Comment by mlyle

Comment by mlyle 3 days ago

1 reply

Yah. Latest thing I wrote was

* Code using sympy to generate math problems testing different skills for students, with difficulty values affecting what kinds of things are selected, and various transforms to problems possible (e.g. having to solve for z+4 of 4a+b instead of x) to test different subskills

(On this part, the LLM did pretty well. The code was correct after a couple of quick iterations, and the base classes and end-use interfaces are correct. There's a few things in the middle that are unnecessarily "superstitious" and check for conditions that can't happen, and so I need to work with the LLM to clean it up.

* Code to use IRT to estimate the probability that students have each skill and to request problems with appropriate combinations of skills and difficulties for each student.

(This was somewhat garbage. Good database & backend, but the interface to use it was not nice and it kind of contaminated things).

* Code to recognize QR codes in the corners of worksheet, find answer boxes, and feed the image to ChatGPT to determine whether the scribble in the box is the answer in the correct form.

(This was 100%, first time. I adjusted the prompt it chose to better clarify my intent in borderline cases).

The output was, overall, pretty similar to what I'd get from a junior engineer under my supervision-- a bit wacky in places that aren't quite worth fixing, a little bit of technical debt, a couple of things more clever that I didn't expect myself, etc. But I did all of this in three hours and $12 expended.

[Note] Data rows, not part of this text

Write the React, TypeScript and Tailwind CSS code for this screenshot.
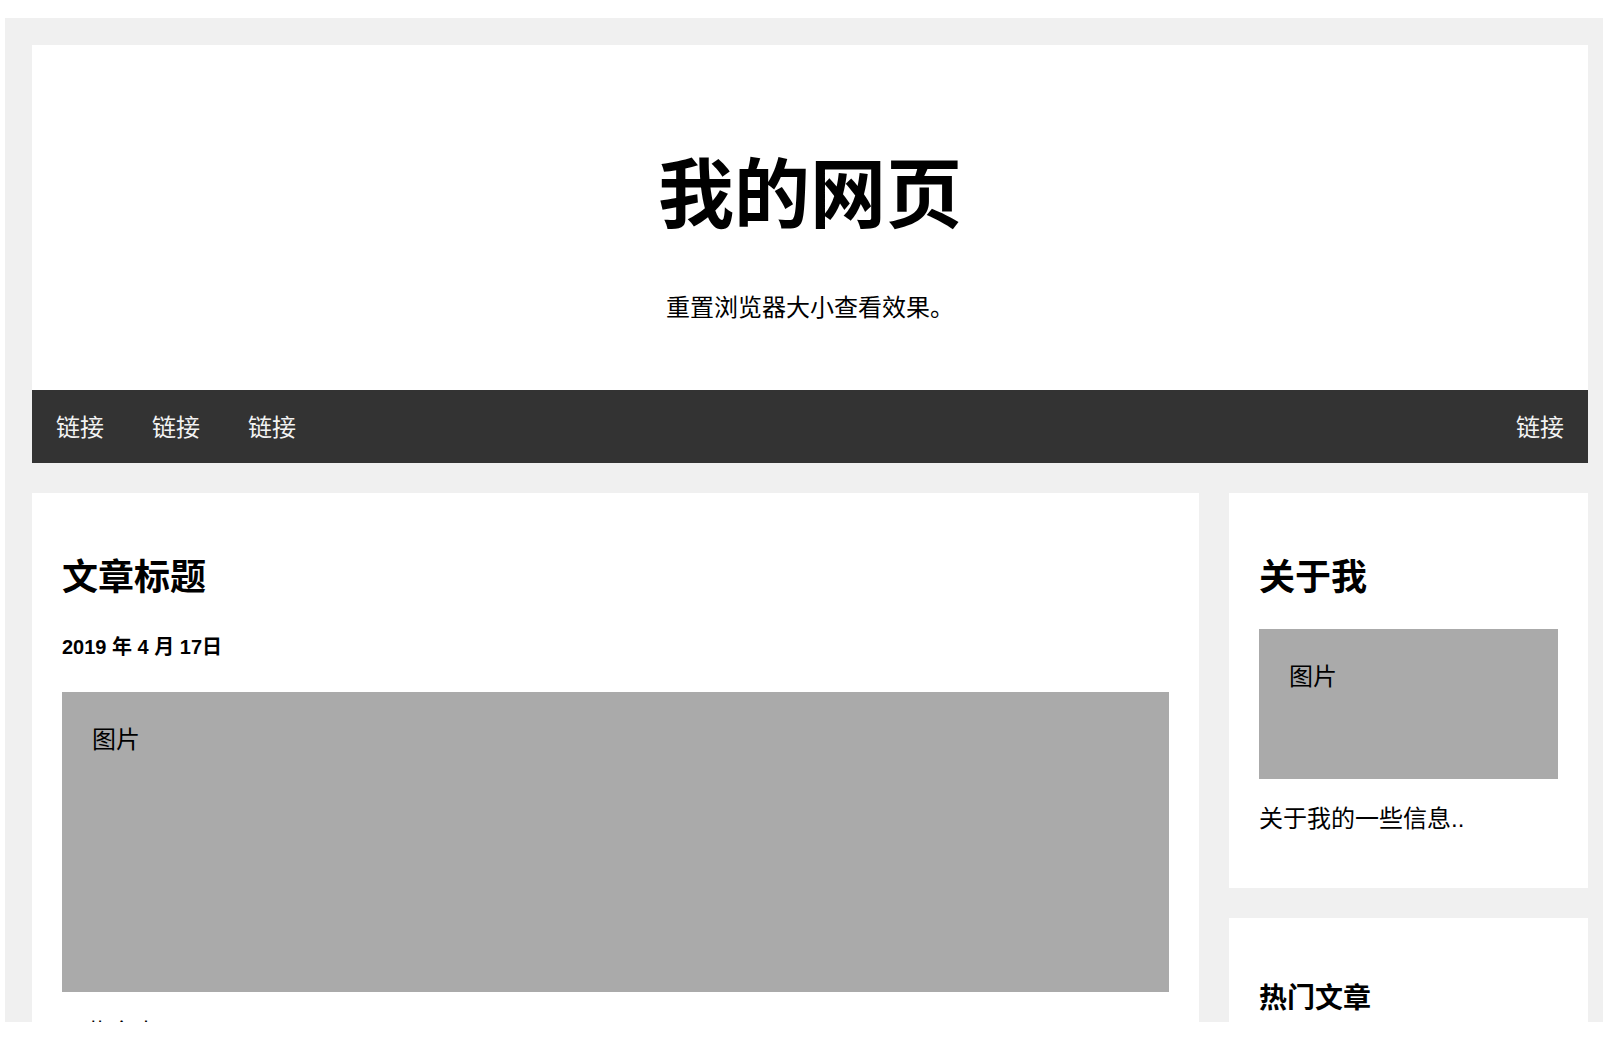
const font = "font-['Liberation_Sans','Noto_Sans_CJK_SC',sans-serif]";

function NavLink({ label }: { label: string }) {
  return (
    <a href="#" className="block px-[24px] pt-[2px] text-[24px] leading-[71px] text-[#f2f2f2]">
      {label}
    </a>
  );
}

function FakeImage({ height }: { height: string }) {
  return (
    <div className={`bg-[#aaaaaa] px-[30px] pt-[30px] ${height}`}>
      <p className="text-[24px] leading-[36px] text-black">图片</p>
    </div>
  );
}

export default function App() {
  return (
    <div className={`min-h-[1039px] w-full bg-white pt-[18px] pl-[5px] ${font}`}>
      {/* visible page viewport */}
      <div className="h-[1004px] overflow-hidden bg-[#f0f0f0] pl-[27px] pr-[15px] pt-[27px]">
        {/* Header */}
        <header className="bg-white pt-[106px] pb-[64px] text-center">
          <h1 className="text-[76px] leading-[90px] font-bold text-black">我的网页</h1>
          <p className="mt-[49px] text-[24px] leading-[36px] text-black">重置浏览器大小查看效果。</p>
        </header>

        {/* Top navigation */}
        <nav className="flex h-[73px] bg-[#333333]">
          <NavLink label="链接" />
          <NavLink label="链接" />
          <NavLink label="链接" />
          <div className="ml-auto">
            <NavLink label="链接" />
          </div>
        </nav>

        {/* Content row */}
        <div className="mt-[30px] flex items-start">
          {/* Left column */}
          <div className="w-3/4">
            <div className="bg-white px-[30px] pt-[30px] pb-[30px]">
              <h2 className="mt-[32px] text-[36px] leading-[45px] font-bold text-black">文章标题</h2>
              <h5 className="mt-[35px] text-[20px] leading-[24px] font-bold text-black">2019 年 4 月 17日</h5>
              <div className="mt-[33px]">
                <FakeImage height="h-[300px]" />
              </div>
              <p className="mt-[23px] text-[24px] leading-[36px] text-black">一些文本..</p>
            </div>
          </div>

          {/* Right column */}
          <div className="w-1/4 pl-[30px]">
            <div className="bg-white px-[30px] pt-[30px] pb-[51px]">
              <h2 className="mt-[32px] text-[36px] leading-[45px] font-bold text-black">关于我</h2>
              <div className="mt-[29px]">
                <FakeImage height="h-[150px]" />
              </div>
              <p className="mt-[22px] text-[24px] leading-[36px] text-black">关于我的一些信息..</p>
            </div>

            <div className="mt-[30px] bg-white px-[30px] pt-[30px] pb-[30px]">
              <h3 className="mt-[34px] text-[28px] leading-[34px] font-bold text-black">热门文章</h3>
            </div>
          </div>
        </div>
      </div>
    </div>
  );
}
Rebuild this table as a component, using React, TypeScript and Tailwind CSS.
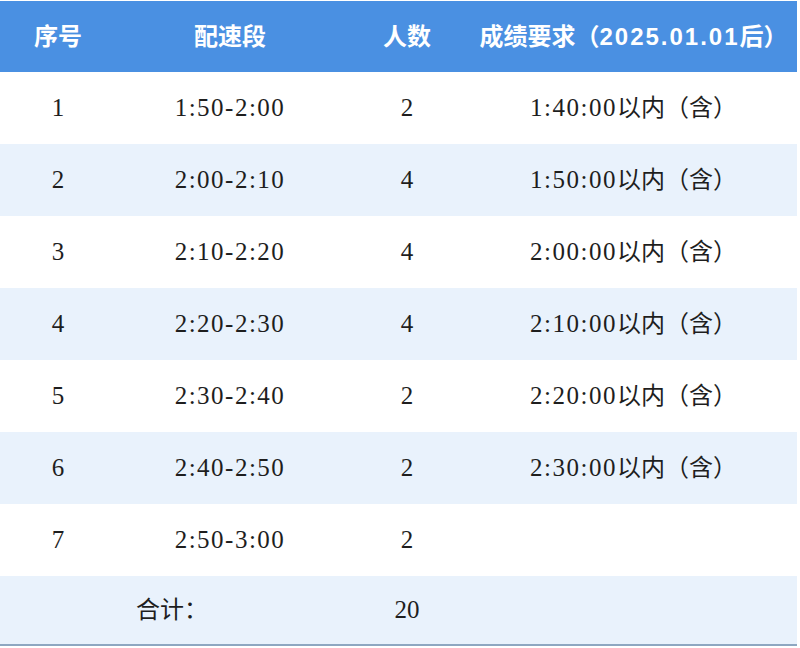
import React from "react";

const rows = [
  { n: "1", pace: "1:50-2:00", count: "2", req: "1:40:00" },
  { n: "2", pace: "2:00-2:10", count: "4", req: "1:50:00" },
  { n: "3", pace: "2:10-2:20", count: "4", req: "2:00:00" },
  { n: "4", pace: "2:20-2:30", count: "4", req: "2:10:00" },
  { n: "5", pace: "2:30-2:40", count: "2", req: "2:20:00" },
  { n: "6", pace: "2:40-2:50", count: "2", req: "2:30:00" },
  { n: "7", pace: "2:50-3:00", count: "2", req: "" },
];

const serif = "font-['Liberation_Serif','Noto_Sans_CJK_SC',serif]";

export default function App() {
  return (
    <div className="w-[800px] h-[648px] bg-white pt-px">
      <div className="w-[797px]">
        <div className="grid grid-cols-[116px_228px_126px_1fr] h-[71px] items-center bg-[#4a90e2] text-white text-[24px] font-bold font-['Liberation_Sans','Noto_Sans_CJK_SC',sans-serif]">
          <div className="text-center">序号</div>
          <div className="text-center">配速段</div>
          <div className="text-center">人数</div>
          <div className="text-center whitespace-nowrap">
            成绩要求（<span className="tracking-[2px]">2025.01.01</span>后）
          </div>
        </div>
        {rows.map((r, i) => (
          <div
            key={r.n}
            className={`grid grid-cols-[116px_228px_126px_1fr] h-[72px] items-center text-[25px] text-[#1e1e1e] ${serif} ${
              i % 2 === 1 ? "bg-[#e9f2fc]" : "bg-white"
            }`}
          >
            <div className="text-center">{r.n}</div>
            <div className="text-center tracking-[1.5px]">{r.pace}</div>
            <div className="text-center">{r.count}</div>
            <div className="text-center whitespace-nowrap">
              {r.req ? (
                <>
                  <span className="tracking-[1.5px]">{r.req}</span>
                  <span className="text-[24px]">以内（含）</span>
                </>
              ) : null}
            </div>
          </div>
        ))}
        <div className={`grid grid-cols-[344px_126px_1fr] h-[70px] items-center text-[25px] text-[#1e1e1e] bg-[#e9f2fc] border-b-2 border-[#8ea7c1] ${serif}`}>
          <div className="text-center text-[24px]">合计：</div>
          <div className="text-center">20</div>
          <div />
        </div>
      </div>
    </div>
  );
}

The total time supervising it was probably similar to the amount of time spent supervising the junior engineer... but the LLM turns things around quick enough that I don't need to context switch.

novembermike 2 days ago

I think it's fair to call code LLM's similar to fairly bad but very fast juniors that don't get bored. That's a serious drawback but it does give you something to work with. What scares me is non-technical people just vibe coding because it's like a PM driving the same juniors with no one to give sanity checks.